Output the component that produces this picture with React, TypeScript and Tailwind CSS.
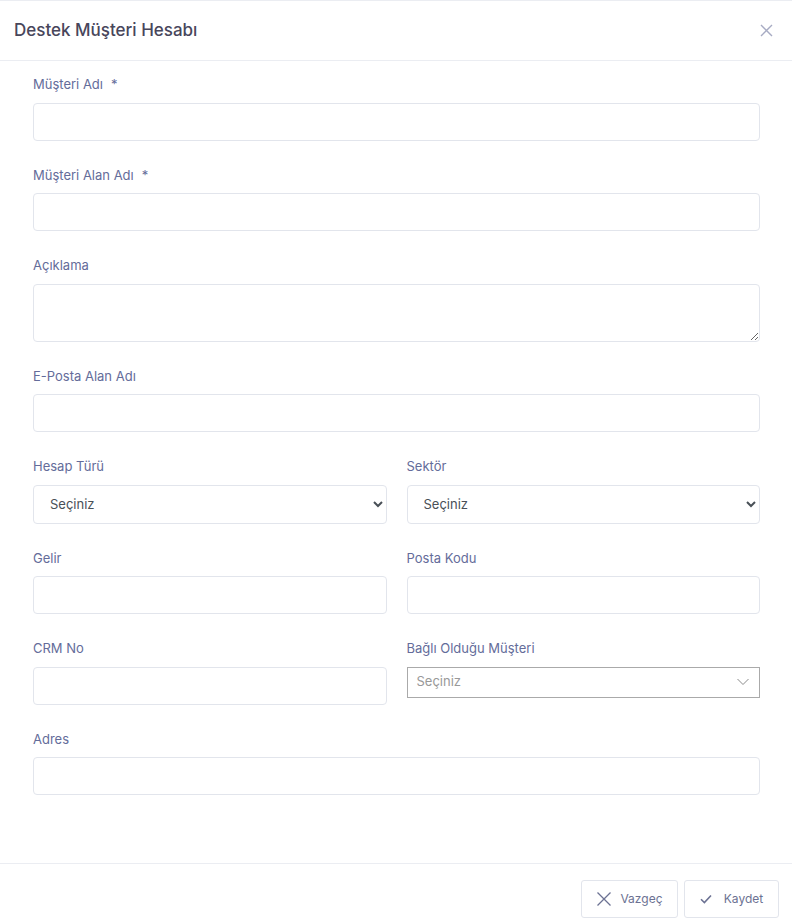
import React from 'react';

const font = { fontFamily: 'Inter, "Noto Sans", sans-serif' };

const inputCls =
  'block w-full h-[38px] rounded-[4px] border border-[#e2e5ec] bg-white px-4 text-[13px] text-[#495057] outline-none';

const Label: React.FC<{ text: string; required?: boolean }> = ({ text, required }) => (
  <label className="block mb-2 text-[13px] leading-[19.5px] text-[#646c9a]">
    {text}
    {required && <span className="ml-2 text-[#646c9a]">*</span>}
  </label>
);

const Field: React.FC<{ label: string; required?: boolean; children: React.ReactNode }> = ({
  label,
  required,
  children
}) => (
  <div className="mb-[25px]">
    <Label text={label} required={required} />
    {children}
  </div>
);

const NativeSelect: React.FC = () => (
  <select className="block w-full h-[39px] rounded-[4px] border border-[#e2e5ec] bg-white pl-3 pr-2 text-[13px] text-[#495057] outline-none">
    <option>Seçiniz</option>
  </select>
);

// select2 style dropdown (square corners, thin chevron)
const ComboBox: React.FC = () => (
  <div className="flex h-[31px] w-full items-center justify-between border border-[#aaaaaa] bg-white pl-[9px] pr-[10px]">
    <span className="text-[13px] text-[#999999]">Seçiniz</span>
    <svg width="12" height="8" viewBox="0 0 12 8" fill="none" stroke="#8a8a8a" strokeWidth="1">
      <path d="M0.5 1 L6 6.5 L11.5 1" />
    </svg>
  </div>
);

const App: React.FC = () => {
  return (
    <div className="w-[792px] h-[923px] bg-white flex flex-col border-t border-[#ebedf2]" style={font}>
      {/* header */}
      <div className="flex h-[60px] shrink-0 items-center justify-between border-b border-[#ebedf2] pl-[14px] pr-[19px]">
        <h5 className="text-[17px] font-medium text-[#48465b]">Destek Müşteri Hesabı</h5>
        <button className="text-[#a7abc3]">
          <svg width="13" height="13" viewBox="0 0 13 13" fill="none" stroke="currentColor" strokeWidth="1.4">
            <path d="M1 1 L12 12 M12 1 L1 12" />
          </svg>
        </button>
      </div>

      {/* body */}
      <div className="flex-1 pl-[33px] pr-[32px] pt-[14px]">
        <Field label="Müşteri Adı" required>
          <input className={inputCls} />
        </Field>
        <Field label="Müşteri Alan Adı" required>
          <input className={inputCls} />
        </Field>
        <Field label="Açıklama">
          <textarea className="block w-full h-[58px] rounded-[4px] border border-[#e2e5ec] bg-white px-4 py-2 text-[13px] outline-none" />
        </Field>
        <Field label="E-Posta Alan Adı">
          <input className={inputCls} />
        </Field>

        <div className="grid grid-cols-2 gap-x-5">
          <Field label="Hesap Türü">
            <NativeSelect />
          </Field>
          <Field label="Sektör">
            <NativeSelect />
          </Field>
          <Field label="Gelir">
            <input className={inputCls} />
          </Field>
          <Field label="Posta Kodu">
            <input className={inputCls} />
          </Field>
          <Field label="CRM No">
            <input className={inputCls} />
          </Field>
          <Field label="Bağlı Olduğu Müşteri">
            <ComboBox />
          </Field>
        </div>

        <Field label="Adres">
          <input className={inputCls} />
        </Field>
      </div>

      {/* footer */}
      <div className="flex h-[60px] shrink-0 items-start justify-end gap-[6px] border-t border-[#ebedf2] pr-[13px] pt-[16px]">
        <button className="flex h-[38px] w-[97px] items-center justify-center gap-[8px] rounded-[3px] border border-[#e2e5ec] bg-white text-[12px] text-[#6c7293]">
          <svg width="16" height="16" viewBox="0 0 16 16" fill="none" stroke="#6c7293" strokeWidth="1.3">
            <path d="M1.5 1.5 L14.5 14.5 M14.5 1.5 L1.5 14.5" />
          </svg>
          Vazgeç
        </button>
        <button className="flex h-[38px] w-[95px] items-center justify-center gap-[12px] rounded-[3px] border border-[#e2e5ec] bg-white text-[12px] text-[#6c7293]">
          <svg width="12" height="10" viewBox="0 0 12 10" fill="none" stroke="#6c7293" strokeWidth="1.6">
            <path d="M1 5.2 L4.4 8.5 L11 1.5" />
          </svg>
          Kaydet
        </button>
      </div>
    </div>
  );
};

export default App;
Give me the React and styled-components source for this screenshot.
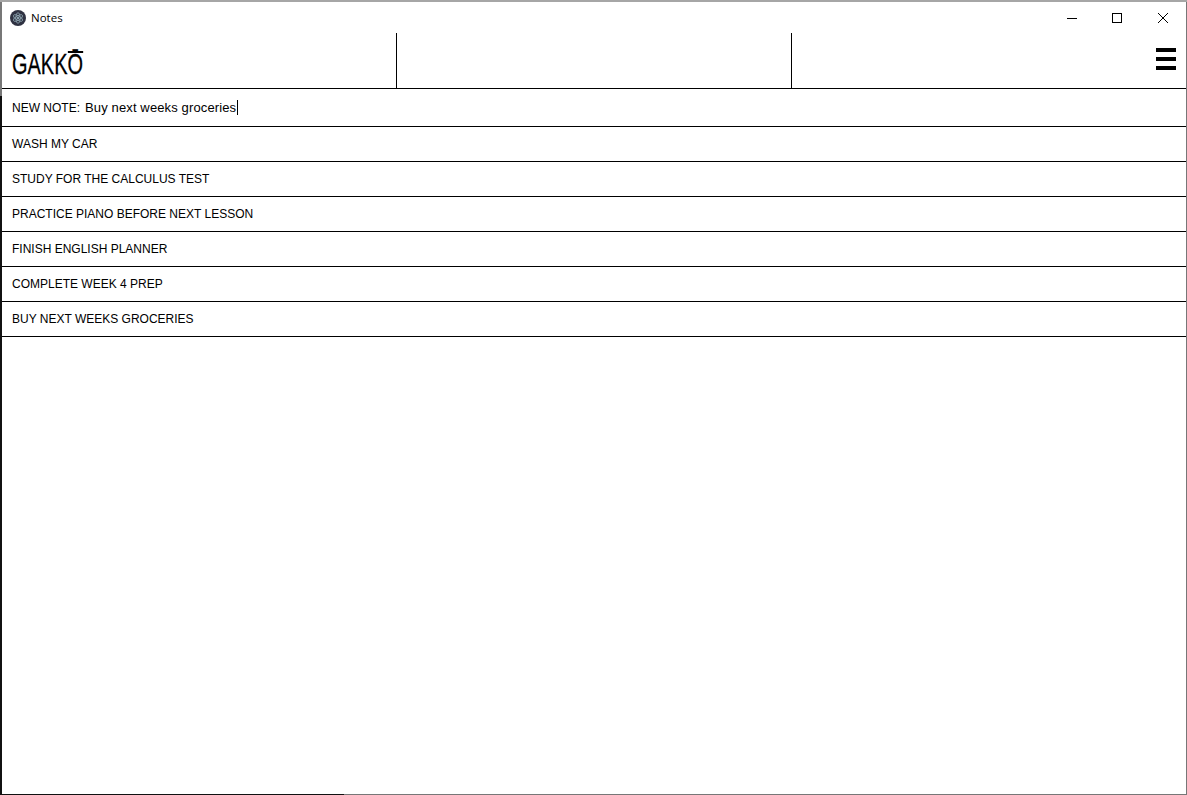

==============================

◆ EXERCISE TASK ◆
Check every line of the data, and copy the ones that contain "React".

◆ OUTPUT FOR THIS EXERCISE ◆
Output the component that produces this picture with React, TypeScript and Tailwind CSS.
import React from 'react';
const Label: React.FC<{ text: string; required?: boolean }> = ({ text, required }) => (
const Field: React.FC<{ label: string; required?: boolean; children: React.ReactNode }> = ({
const NativeSelect: React.FC = () => (
const ComboBox: React.FC = () => (
const App: React.FC = () => {
Give me the React and styled-components source for this screenshot.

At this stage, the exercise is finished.